» GOAL
All lines from the beginning of the listing through the line with "($last ? '27px'" are to be copied word for word; the pictures are not.

» DATA SHOWN
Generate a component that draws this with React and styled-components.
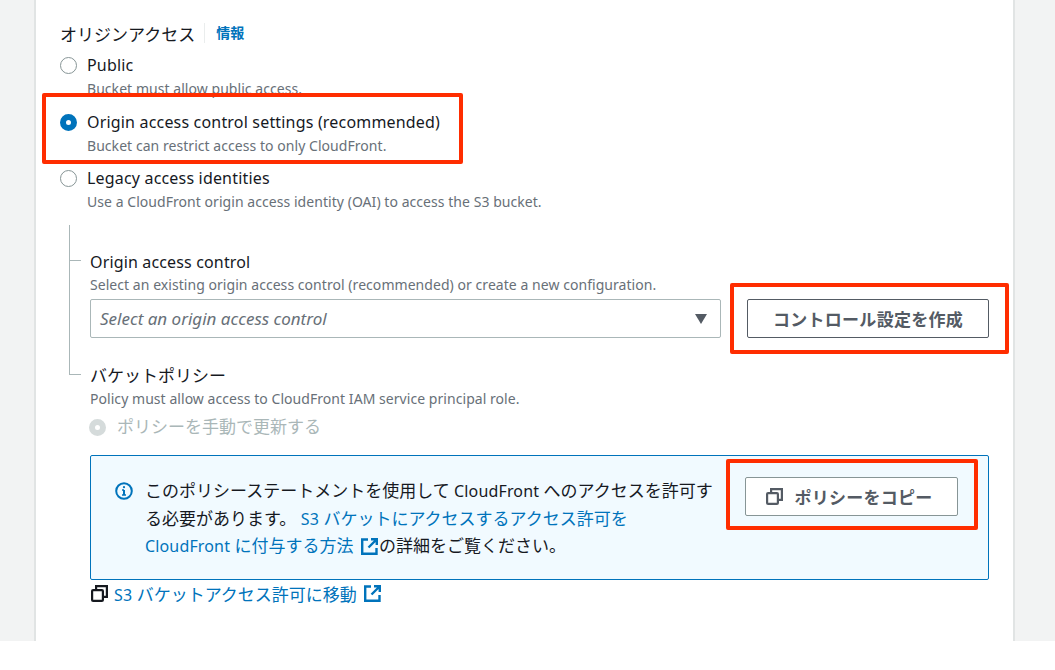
import styled, { createGlobalStyle } from 'styled-components'

const GlobalStyle = createGlobalStyle`
  html, body { margin: 0; padding: 0; background: #fff; }
  body {
    font-family: "Noto Sans", "Noto Sans CJK JP", sans-serif;
    color: #16191f;
    -webkit-font-smoothing: antialiased;
  }
`

const Page = styled.div`
  height: 641px;
  overflow: hidden;
  background: #f2f3f3;
  padding: 0 40px 0 34px;
`

const Panel = styled.main`
  height: 100%;
  box-sizing: border-box;
  background: #fff;
  border-inline: 2px solid #e1e4e4;
  padding: 21px 0 0 24px;
`

const Heading = styled.div`
  display: flex;
  align-items: center;
  height: 24px;
  margin-bottom: 8px;
  font-size: 17px;
`

const InfoLink = styled.a`
  margin-left: 9px;
  padding-left: 11px;
  border-left: 1px solid #eaeded;
  color: #0073bb;
  font-size: 14px;
  font-weight: 700;
  line-height: 20px;
`

const RadioGroup = styled.div`
  display: flex;
  flex-direction: column;
  gap: 8.5px;
`

const RadioItem = styled.div`
  position: relative;
  display: grid;
  grid-template-columns: 17px 1fr;
  column-gap: 10px;
`

const RadioDot = styled.span`
  box-sizing: border-box;
  width: 17px;
  height: 17px;
  margin-top: 4px;
  border-radius: 50%;
  background: #fff;
  border: ${({ $checked, $disabled }) =>
    $disabled ? '6px solid #d5dbdb' : $checked ? '6px solid #0073bb' : '1.5px solid #879596'};
`

const RadioLabel = styled.div`
  font-size: ${({ $jp }) => ($jp ? '17px' : '16px')};
  letter-spacing: ${({ $jp }) => ($jp ? '0' : '.18px')};
  line-height: 24px;
  color: ${({ $disabled }) => ($disabled ? '#aab7b8' : '#16191f')};
`

const Description = styled.div`
  font-size: 14px;
  letter-spacing: .05px;
  line-height: 24px;
  color: #687078;
  grid-column: 2;
`

const Tree = styled.div`
  margin: 11px 0 0 9px;
  padding-left: 21px;
  width: 899px;
`

const Field = styled.section`
  position: relative;
  padding-top: ${({ $last }) => ($last ? '27px' : '26px')};

  &::before {
    content: '';
    position: absolute;
    left: -21px;
    top: ${({ $last }) => ($last ? '36px' : '35px')};
    width: 12px;
    height: 1px;
    background: #aab7b8;
  }

  &::after {
    content: '';
    position: absolute;
    left: -21px;
    top: 0;
    width: 1px;
    height: ${({ $last }) => ($last ? '37px' : '100%')};
    background: #aab7b8;
  }
`

const FieldLabel = styled.div`
  font-size: ${({ $jp }) => ($jp ? '17px' : '16px')};
  letter-spacing: ${({ $jp }) => ($jp ? '0' : '.15px')};
  line-height: 22px;
`

const FieldHint = styled.div`
  font-size: 14px;
  letter-spacing: .05px;
  line-height: 24px;
  color: #687078;
`

const SelectRow = styled.div`
  display: flex;
  gap: 26px;
  margin-top: 2px;
`

const Select = styled.div`
  flex: 1;
  height: 39px;
  box-sizing: border-box;
  display: flex;
  align-items: center;
  justify-content: space-between;
  padding: 0 13px 0 9px;
  border: 1px solid #aab7b8;
  border-radius: 2px;
  font-size: 17px;
  font-style: italic;
  color: #687078;
`

const Caret = styled.span`
  width: 0;
  height: 0;
  border-left: 6px solid transparent;
  border-right: 6px solid transparent;
  border-top: 10px solid #545b64;
`

const Button = styled.div`
  position: relative;
  box-sizing: border-box;
  display: flex;
  align-items: center;
  justify-content: center;
  gap: 11px;
  flex: none;
  width: ${({ $width }) => $width}px;
  height: 39px;
  padding-right: ${({ $soft }) => ($soft ? '4px' : '0')};
  background: #fff;
  border: 1px solid ${({ $soft }) => ($soft ? '#879596' : '#545b64')};
  border-radius: 2px;
  color: #545b64;
  font-size: 17px;
  font-weight: 700;
  letter-spacing: .28px;
`

// 注釈の赤枠
const Highlight = styled.span`
  position: absolute;
  box-sizing: border-box;
  inset: ${({ $inset }) => $inset};
  border: 4px solid #ff2d00;
  border-radius: 2px;
  pointer-events: none;
`

const DisabledRadio = styled.div`
  display: grid;
  grid-template-columns: 17px 1fr;
  column-gap: 11px;
  margin: 4px 0 0 -1px;
`

const Alert = styled.div`
  display: flex;
  justify-content: space-between;
  align-items: flex-start;
  box-sizing: border-box;
  height: 125px;
  margin-top: 16px;
  padding: 21px 30px 0 24px;
  background: #f1faff;
  border: 1px solid #0073bb;
  border-radius: 2px;
`

const AlertBody = styled.div`
  display: flex;
  gap: 12px;
`

const AlertText = styled.p`
  margin: 0;
  font-size: 17px;
  line-height: 27.5px;
  white-space: nowrap;
`

const Latin = styled.span`
  font-size: 16px;
  letter-spacing: .15px;
  line-height: 1;
`

const Link = styled.a`
  color: #0073bb;
`

const BucketLink = styled.div`
  display: flex;
  align-items: center;
  gap: 6px;
  height: 22px;
  margin-top: 2px;
  padding-left: 1px;
  font-size: 17px;
`

const ExternalSvg = styled.svg`
  flex: none;
  vertical-align: -3px;
  margin: ${({ $inline }) => ($inline ? '0 1px 0 3px' : '0 0 0 1px')};
`

const CopyIcon = ({ color = '#16191f' }) => (
  <svg width="17" height="17" viewBox="0 0 17 17" fill="none" stroke={color} strokeWidth="2.2" style={{ flex: 'none' }}>
    <rect x="1.1" y="5.1" width="10.8" height="10.8" rx="1" />
    <path d="M5.1 5V1.1h10.8v10.8H12" />
  </svg>
)

const ExternalIcon = ({ inline }) => (
  <ExternalSvg $inline={inline} width="17" height="17" viewBox="0 0 17 17" fill="none" stroke="#0073bb" strokeWidth="2.4">
    <path d="M7 1.5H1.2v14.3h14.3V10" />
    <path d="M10 1.2h5.8V7M15.5 1.5L7.5 9.5" />
  </ExternalSvg>
)

const InfoIcon = () => (
  <svg width="18" height="18" viewBox="0 0 18 18" fill="none" style={{ flex: 'none', marginTop: 5 }}>
    <circle cx="9" cy="9" r="7.8" stroke="#0073bb" strokeWidth="2" />
    <path d="M9 8v5" stroke="#0073bb" strokeWidth="2" />
    <path d="M7 8h2M7 13h4" stroke="#0073bb" strokeWidth="1.4" />
    <circle cx="9" cy="5.2" r="1.1" fill="#0073bb" />
  </svg>
)

const radios = [
  { label: 'Public', description: 'Bucket must allow public access.' },
  { label: 'Origin access control settings (recommended)', description: 'Bucket can restrict access to only CloudFront.', checked: true },
  { label: 'Legacy access identities', description: 'Use a CloudFront origin access identity (OAI) to access the S3 bucket.' },
]

export default function App() {
  return (
    <>
      <GlobalStyle />
      <Page>
        <Panel>
          <Heading>
            オリジンアクセス
            <InfoLink>情報</InfoLink>
          </Heading>

          <RadioGroup>
            {radios.map(({ label, description, checked }) => (
              <RadioItem key={label}>
                <RadioDot $checked={checked} />
                <RadioLabel>{label}</RadioLabel>
                <Description>{description}</Description>
                {checked && <Highlight $inset="-16.5px auto -6px -18px" style={{ width: 421 }} />}
              </RadioItem>
            ))}
          </RadioGroup>

          <Tree>
            <Field>
              <FieldLabel>Origin access control</FieldLabel>
              <FieldHint>Select an existing origin access control (recommended) or create a new configuration.</FieldHint>
              <SelectRow>
                <Select>
                  Select an origin access control
                  <Caret />
                </Select>
                <Button $width={242}>
                  コントロール設定を作成
                  <Highlight $inset="-17px -21px -17px -18px" />
                </Button>
              </SelectRow>
            </Field>

            <Field $last>
              <FieldLabel $jp>バケットポリシー</FieldLabel>
              <FieldHint>Policy must allow access to CloudFront IAM service principal role.</FieldHint>
              <DisabledRadio>
                <RadioDot $disabled />
                <RadioLabel $disabled $jp>ポリシーを手動で更新する</RadioLabel>
              </DisabledRadio>
            </Field>

            <Alert>
              <AlertBody>
                <InfoIcon />
                <AlertText>
                  このポリシーステートメントを使用して <Latin>CloudFront</Latin> へのアクセスを許可す
                  <br />
                  る必要があります。 <Link><Latin>S3</Latin> バケットにアクセスするアクセス許可を</Link>
                  <br />
                  <Link><Latin>CloudFront</Latin> に付与する方法 <ExternalIcon inline /></Link>の詳細をご覧ください。
                </AlertText>
              </AlertBody>
              <Button $width={213} $soft>
                <CopyIcon color="#545b64" />
                ポリシーをコピー
                <Highlight $inset="-19px -21px -15px -20px" />
              </Button>
            </Alert>

            <BucketLink>
              <CopyIcon />
              <Link><Latin>S3</Latin> バケットアクセス許可に移動</Link>
              <ExternalIcon />
            </BucketLink>
          </Tree>
        </Panel>
      </Page>
    </>
  )
}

» CORRECT ANSWER
Generate a component that draws this with React and styled-components.
import styled, { createGlobalStyle } from 'styled-components'

const GlobalStyle = createGlobalStyle`
  html, body { margin: 0; padding: 0; background: #fff; }
  body {
    font-family: "Noto Sans", "Noto Sans CJK JP", sans-serif;
    color: #16191f;
    -webkit-font-smoothing: antialiased;
  }
`

const Page = styled.div`
  height: 641px;
  overflow: hidden;
  background: #f2f3f3;
  padding: 0 40px 0 34px;
`

const Panel = styled.main`
  height: 100%;
  box-sizing: border-box;
  background: #fff;
  border-inline: 2px solid #e1e4e4;
  padding: 21px 0 0 24px;
`

const Heading = styled.div`
  display: flex;
  align-items: center;
  height: 24px;
  margin-bottom: 8px;
  font-size: 17px;
`

const InfoLink = styled.a`
  margin-left: 9px;
  padding-left: 11px;
  border-left: 1px solid #eaeded;
  color: #0073bb;
  font-size: 14px;
  font-weight: 700;
  line-height: 20px;
`

const RadioGroup = styled.div`
  display: flex;
  flex-direction: column;
  gap: 8.5px;
`

const RadioItem = styled.div`
  position: relative;
  display: grid;
  grid-template-columns: 17px 1fr;
  column-gap: 10px;
`

const RadioDot = styled.span`
  box-sizing: border-box;
  width: 17px;
  height: 17px;
  margin-top: 4px;
  border-radius: 50%;
  background: #fff;
  border: ${({ $checked, $disabled }) =>
    $disabled ? '6px solid #d5dbdb' : $checked ? '6px solid #0073bb' : '1.5px solid #879596'};
`

const RadioLabel = styled.div`
  font-size: ${({ $jp }) => ($jp ? '17px' : '16px')};
  letter-spacing: ${({ $jp }) => ($jp ? '0' : '.18px')};
  line-height: 24px;
  color: ${({ $disabled }) => ($disabled ? '#aab7b8' : '#16191f')};
`

const Description = styled.div`
  font-size: 14px;
  letter-spacing: .05px;
  line-height: 24px;
  color: #687078;
  grid-column: 2;
`

const Tree = styled.div`
  margin: 11px 0 0 9px;
  padding-left: 21px;
  width: 899px;
`

const Field = styled.section`
  position: relative;
  padding-top: ${({ $last }) => ($last ? '27px' : '26px')};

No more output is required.